Headlines You Should Know
Using AI to Combat Misinformation
Last week, the United Nations held its annual AI for Good Summit, which focused on fighting AI misinformation with AI. Tech companies are also trying to raise awareness of the issue and keep their innovations from being used for harm.
Microsoft warns that Russian influence operations are using AI to target the Paris Olympics, and Google revealed a staggering surge in AI-generated image misinformation. Last week, OpenAI published a report detailing its efforts to stop threat actors from abusing ChatGPT, including specific case studies.
For communications professionals, AI misinformation is a new occupational hazard. These campaigns aren’t reserved just for politics or cyberattacks — bad actors are using AI to create chaos just because they want to seed mass distrust. So how should you combat this, both for your own awareness and to maintain credibility for the brand(s) you represent?
AI tools can help you identify what’s real and what’s not. Polygraf and AI or Not detect AI-generated content in writing and images, respectively, and Otherweb detects and filters misinformation in media content. But these platforms are only one piece of the puzzle.
Seek regular training so you and your team can better recognize and respond to AI-generated misinformation. By understanding how bad actors work with AI, you can mitigate the impact of AI-generated misinformation, and ensure that you’re only sharing trustworthy and credible content with your audience.
Elsewhere …
- OpenAI is Making ChatGPT Cheaper for Schools and Nonprofits
- Can an AI Version of the Dead Help with Grief?
- PODCAST: Will AI-written Media Pitches Ever Be Good Enough?
- The Uncanny Rise of the World’s First AI Beauty Pageant
- Google Makes Adjustments to AI Overviews After Rocky Rollout
Tips and Tricks
How to make your content more relatable
What’s happening: AI can quickly create lots of content — and not necessarily good content. By using AI tools responsibly, you can develop high-quality content efficiently without sounding robotic. One way to do this is by adding a step to your process: asking the AI tool to insert metaphors that make complex topics more relatable.

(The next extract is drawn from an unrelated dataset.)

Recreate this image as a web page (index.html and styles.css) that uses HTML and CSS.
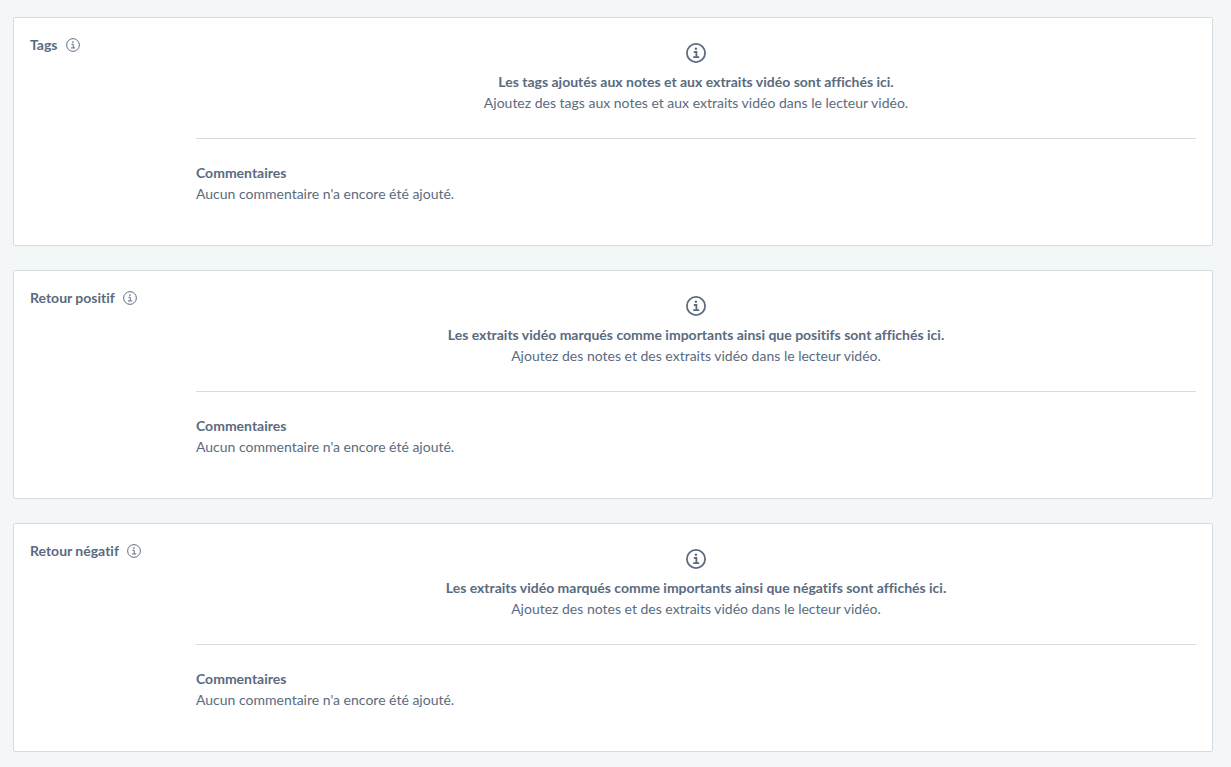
FILE: index.html
```html
<!DOCTYPE html>
<html lang="fr">
<head>
    <meta charset="UTF-8">
    <meta name="viewport" content="width=device-width, initial-scale=1.0">
    <title>Commentaires</title>
    <link rel="stylesheet" href="styles.css">
</head>
<body>
    <svg class="sprite" aria-hidden="true">
        <symbol id="info" viewBox="0 0 20 20">
            <circle cx="10" cy="10" r="9.1" fill="none" stroke="currentColor"/>
            <circle cx="9.9" cy="5.7" r="1.2" fill="currentColor"/>
            <path d="M7.8 9H10.4V14.2M7.2 14.2H13.2" fill="none" stroke="currentColor"/>
        </symbol>
    </svg>
    <main>
        <section class="card">
            <h2 class="card-title">Tags <svg class="icon-small"><use href="#info"/></svg></h2>
            <div class="card-content">
                <div class="empty">
                    <svg class="icon-large"><use href="#info"/></svg>
                    <p class="strong">Les tags ajoutés aux notes et aux extraits vidéo sont affichés ici.</p>
                    <p>Ajoutez des tags aux notes et aux extraits vidéo dans le lecteur vidéo.</p>
                </div>
                <div class="comments">
                    <h3>Commentaires</h3>
                    <p>Aucun commentaire n'a encore été ajouté.</p>
                </div>
            </div>
        </section>
        <section class="card">
            <h2 class="card-title">Retour positif <svg class="icon-small"><use href="#info"/></svg></h2>
            <div class="card-content">
                <div class="empty">
                    <svg class="icon-large"><use href="#info"/></svg>
                    <p class="strong">Les extraits vidéo marqués comme importants ainsi que positifs sont affichés ici.</p>
                    <p>Ajoutez des notes et des extraits vidéo dans le lecteur vidéo.</p>
                </div>
                <div class="comments">
                    <h3>Commentaires</h3>
                    <p>Aucun commentaire n'a encore été ajouté.</p>
                </div>
            </div>
        </section>
        <section class="card">
            <h2 class="card-title">Retour négatif <svg class="icon-small"><use href="#info"/></svg></h2>
            <div class="card-content">
                <div class="empty">
                    <svg class="icon-large"><use href="#info"/></svg>
                    <p class="strong">Les extraits vidéo marqués comme importants ainsi que négatifs sont affichés ici.</p>
                    <p>Ajoutez des notes et des extraits vidéo dans le lecteur vidéo.</p>
                </div>
                <div class="comments">
                    <h3>Commentaires</h3>
                    <p>Aucun commentaire n'a encore été ajouté.</p>
                </div>
            </div>
        </section>
    </main>
</body>
</html>
```

FILE: styles.css
```css
* {
    box-sizing: border-box;
}
body {
    margin: 0;
    background-color: #f3f7f8;
    color: #5a6b80;
    font-family: "Lato", sans-serif;
    font-size: 14px;
    line-height: 21px;
    font-variant-ligatures: none;
}
h2,
h3,
p {
    margin: 0;
    font-size: inherit;
}
.sprite {
    display: none;
}
main {
    display: flex;
    flex-direction: column;
    gap: 24px;
    padding: 17px 18px 15px 13px;
}
.card {
    display: flex;
    padding: 16px;
    background-color: white;
    border: 1px solid #d6dbe1;
    border-radius: 2px;
}
.card-title {
    display: flex;
    align-items: center;
    gap: 8px;
    flex: 0 0 166px;
    height: 21px;
}
.card-content {
    flex: 1;
}
.empty {
    padding: 9px 0 25px;
    border-bottom: 1px solid #d6dbe1;
    text-align: center;
}
.strong {
    font-weight: bold;
}
.comments {
    padding: 23px 0 25px;
}
.icon-small {
    width: 14px;
    height: 14px;
    stroke-width: 1.4;
}
.icon-large {
    display: block;
    width: 20px;
    height: 20px;
    margin: 0 auto 8px;
    stroke-width: 1.8;
}
```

Why it matters: AI’s takeover leads experts to believe that 90% of online content will be AI-generated by 2026. You want your content to be unique and of high quality, so it resonates with your audience.
Try it out: After you’ve developed a piece of content, review it with the aim of identifying specific topics that may be too abstract, technical, or otherwise difficult for the reader to understand. Ask the AI tool to add a metaphor that simplifies the topic for the reader. Of course, you’ll need to take a step back and think about whether the metaphor actually applies to that particular topic before you include it in your final draft.
Quote of the Week
“Generative AI skills are in demand because few people have learned how to truly master generative AI. But these people who have mastered it can be anyone. This is not somebody you have to hire because they got their master’s at MIT. You just need to do one thing: Talk to it like a human.”